You state that “focusing on rights as the basis of conduct and policy is to create a society that is driven by advocacy, leading to a loss of community and reducing the motivation to work for the common good.” That premise would be true but for one important fact, this country was not founded on a sense of true community nor was that the intent. As evidenced by fact that most or all of the “founding fathers believed that hypocrisy was the order of the day.

Even the Bill of Rights was conceived in hypocrisy. “We hold these truths to be self evident that all men are created equal”. Yet these men were raco-terrorists as well as the rest of the “majority”. The very ones signing that document were keeping millions of humans in chains back at the homestead. With legal freedom to rape, pillage, maim and castrate at will. You speak of Gandhi leading millions in a Indian struggle for independence from Britain’s invasion occupation, yet made no mention this countries greatest champion for non violent independence from America’s tyranny.

Martin Luther King was one cog in a network of men and women who understood all to well the “personal responsibility” you speak of. Your premise Mr. Nair agrees with the “majority” that unresolved issues should mean unresolved. That fully 200 years of physical terrorist enslavement of millions of people should just be “gotten over”. Imagine being denied freedom of movement, basic reading, writing, arithmetical skills for 200 years. Imagine being denied the opportunity to own property or acquire wealth and build social, political and economic dynasties for fully 200 years.

Imagine even when you were allowed to own property as soon as became profitable having laws enacted to take even that from you. Imagine having wholesale theft of inventions and patents legally and unlawfully stolen. Yes with many created in the “majorities” workplace. The “majority” has had full rein to create, exploit, build and take at will for over 500 years. Where is the personal responsibility on the part of the majority to reconcile that. To say that the focus should not be on rights giving the unresolved legacy of slavery and the ongoing racially divisive attitudes of the “majority” only creates a more divisive environment both in the workplace and society as a whole.

You state that “he believed that a commitment to personal responsibility, not insistence on rights, should govern conduct and social policy” in reference to Gandhi. For sure Gandhi was raised up by GOD ALMIGHTY to speak true and expose error. For that time and for that place, India he was voice of change. But, the fundamental difference in that culture versus this one is the fact that millions of people had their culture ripped from them in an illegal kidnapping called the middle passage.

The American culture has always been about division, exclusion, bias and inequity. This is true of society and of course the workplace. Your premise assumes that everyone is predisposed to do the right thing as employers to employees. Nothing could be further from the truth. EEOC statistics show that as always race discrimination or harassment is by far the number complaint year in and year out. You say “In both the political and business arenas, commitment to responsibilities impacts individuals and groups to look for ways to produce benefits for all”. That would be true but for the fact the overwhelming “majority” has always looked for ways to DENY benefits for all in society and the workplace.

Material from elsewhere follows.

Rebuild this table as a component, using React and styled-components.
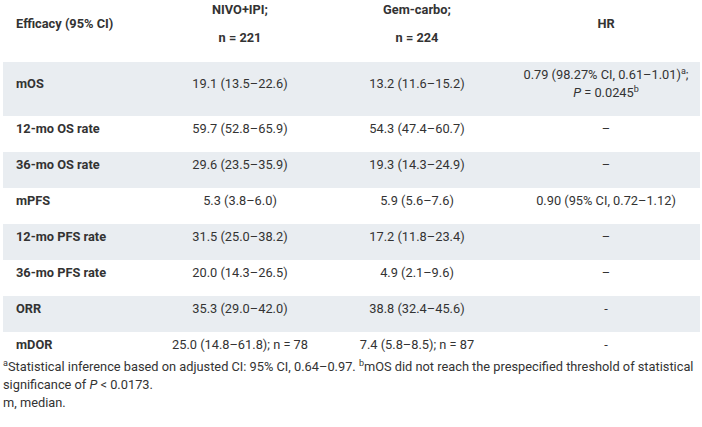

Think about this, correct me if I’m wrong but aren’t the industrialized nations in Europe and Japan predominantly union oriented versus the U.S. being predominantly “at will” in employment. My theory is this Europe and Japan have low percentages of diversity compared with America. By rabidly clinging to the at will employment doctrine, the “majority” has greater control over who controls the wealth and power in business and society. I believe corporate America’s demonizing of the Employee Free Choice Act is evidence of that.

I believe if this act ever gets signed into law it will effectively mean the end of at will employment as is presently practiced. You make a lot of valid points in your article but, you must understand that imputing Gandhi and his and others struggle for change in India to the American experience in and out of the workplace is like the proverbial square peg in the round hole.

Anonymous said...

As you will note, Mr. Nair is only quoted here but is not the author of the post so will not very likely ever see your comment.
Slavery was and continues to be beyond horrible this is true; however, some of your arguments are not true to history. Many people suffered many of the atrocities you mention here, including my own ancestors. While the founding fathers were not perfect, many were against slavery and they did create a document that was incompatible with slavery and was incredibly influential in its eventual abolishment in the United States.

Anonymous said...

Ironically you provide a good example of what Mr. Nair and ultimately, Gandhi, were talking about. You seem to have an adequate education, though you lack some understanding of history and current affairs.
Slavery has existed around the world for thousands of years. It existed in the Americas before any white people arrived. It existed in Africa before any white people arrived and most Africans sold into slavery were captured and sold by other Africans. Do not think that I am trying to say that Europeans were innocent, they certainly were not, it existed in Europe at least as far back as recorded history. These things went on for MANY hundreds of years.
I agree with what has been said that the constitution was a document that could not abide slavery for long; however, there have been and continue to be atrocities in the United States. Though illegal, it exists today in the United States with every color of people participating as owners.
The United States, as the rest of the world has had plenty of atrocities perpetrated on others of less power for various reasons. For decades, you could find all over the Northeast, signs that said “Irish Need Not Apply.” Germans and Lithuanians were denied rights and robbed of property. Mormons were raped and murdered and driven from their property with the governor of Missouri even issuing an extermination order (partly because of their opposition to slavery.) Catholics have been discriminated against and some Christians feel that yoke of bigotry today. Many Chinese were held in actual slavery and thousands of others who were not, were held in virtual slavery. As they ventured out on their own, if they were in small numbers and if they did well, they had a good chance of being robbed and murdered. I can go on and on; however, this country has provided opportunity and the ideals of something better.
For those who accept responsibility and make the most of their possibilities it is for the most part, a land of opportunity, for those who do not, they may wallow in victim-hood, dependance, and perhaps an ongoing and type of virtual slavery.